Más que crisis migratoria, tenemos un problema político causado por los que ven una mina de oro en la inmigración
Se integran con facilidad, sin programas específicos. Solo necesitan tiempo, trabajo y acceder a los mismos derechos que nosotros (y si pueden obtener la nacionalidad, mejor). Los italianos de Nueva York, los indios de Londres y los turcos de Alemania son buen ejemplo. Para paliar el envejecimiento de nuestra población, deberían venir muchos más, pero esto no es posible porque en el mundo no hay tanta gente que quiera venir, y cada día habrá menos. China, México, Tailandia y Turquía serán pronto países de inmigración, si no lo son ya.
Todo esto lo explica Hein de Haas en un libro magistral, fruto de muchos años de estudio, Los mitos de la inmigración. Naturalmente, sus ideas son discutibles, en el sentido más noble de la palabra. Pero el valor del libro no reside en las tesis que defiende, sino en su capacidad de mostrar la distancia que separa el debate político de la realidad.
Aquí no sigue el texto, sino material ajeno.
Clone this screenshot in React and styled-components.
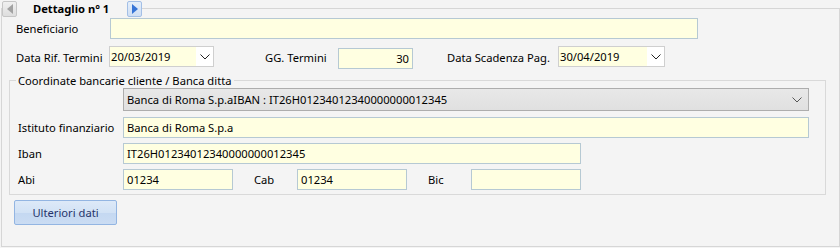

Un ejemplo: Italia, según la patronal Confindustria, necesita 1,3 millones de inmigrantes en los próximos cinco años para ser competitiva y el Gobierno Meloni se propone abrir las puertas a 165.000 inmigrantes en el 2025. Pero mientras tanto atropella los derechos de unos cientos de inmigrantes irregulares y distrae la atención con el costosísimo plan para crear un centro de detención en Albania.
Los tópicos son el colesterol de las arterias intelectuales. Si dejamos que se acumulen en algún rincón de nuestra forma de pensar, pueden provocarnos una esclerosis mental aguda. Es lo que está ocurriendo con la inmigración.